The bottom line: Everything about the 2024 defense was better than 2023…except the pass coverage.
What’s the answer?
Overall, the 2024 roster seems to be better than the one from 2023 based on individual performances, yet the results were worse. At the coaching level, it’s not clear that Daboll taking over the offensive play-calling duties from Kafka was a good thing. On defense, the more passive, zone-heavy defensive approach of current defensive coordinator Shane Bowen seems less satisfactory than the aggressive, man-heavy approach of Martindale, but the results haven’t been any worse overall.
Rather (and I realize this will sound like I’m supporting Joe Schoen’s “We’re not far off” declaration during the bye), the Giants as currently constituted are weak in a few key areas that have outsized importance for actually winning games as opposed to generating good PFF grades:
- Daboll’s remark about good quarterback play, whether off-handed or calculated to send a message to Schoen and Mara, is absolutely true, but not just in the way we usually think. Yes, the Giants’ starting quarterback situation is worse than probably every other team in the NFL right now. There’s not a team in the playoffs this season that didn’t get at least decent quarterback play, and while good QB play is not enough by itself (see: Joe Burrow), it goes a long way. Beyond that, though, injuries happen in the NFL, and you have to have a good backup. aboll had that when Tyrod Taylor was a Giant, but then he ruined it by starting DeVito over him when Taylor returned from his injury. That ended any chance he’d re-sign with them, and with it went any chance that the Giants could make hay with their easier schedule after Jones was benched. The Giants need to find not only QB1 this off-season, but also a viable QB2 – one a proven veteran, the other a draft choice, in some order. It’s on Schoen that the Giants’ quarterback room this year is so bad – both because the Jones contract was bad and also because the next QB he drafts will be his first.
- The secondary needs a high-level veteran presence, and it needs a high-end draft pick that can be a CB1. Tae Banks is clearly not him; maybe he can be a CB2. In the 2024 draft, boundary corners Kool-Aid McKinstry and Kamari Lassiter went off the board at No. 40 and 41, just after the No. 39 pick that Schoen included in the trade for Brian Burns.
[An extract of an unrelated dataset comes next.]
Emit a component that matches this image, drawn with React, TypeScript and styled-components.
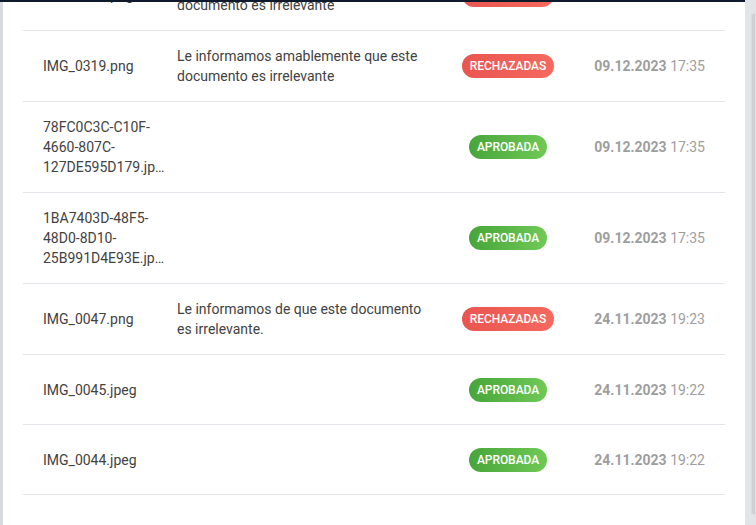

Tyler Nubin, the safety he got at No. 47, showed flashes and may become a good player, but it hurts that the two cornerbacks weren’t available.
- By year’s end the IDL didn’t seem to be the problem that it was early in the year, but still, a formidable DT to start next to Dexter Lawrence would help a lot:
Dexy is double-teamed more often than any other IDL. He performs about as expected when double-teamed, but when he’s not, he’s almost off the charts. As I said in the tweet above, if the Giants don’t like the player that drops to them at No. 3 among Cam Ward, Shedeur Sanders, and Travis Hunter, Mason Graham would be one heck of a consolation prize to line up next to Dexy. If not, notice that the Eagles’ Milton Williams was fourth-best this year when not double-teamed; he’s potentially a free agent in 2025.
A quarterback (plus a backup), a cornerback, and an interior defensive lineman. Washington (No. 20 in overall PFF grade), Buffalo (No. 19), Houston (No. 16), Green Bay (No. 15), and the LA Rams (No. 14) are all playoff teams this year whose rosters are judged as decidedly “mid” overall by PFF. Maybe Schoen’s “we’re not far off” isn’t as ridiculous as it sounds…once you get the quarterback.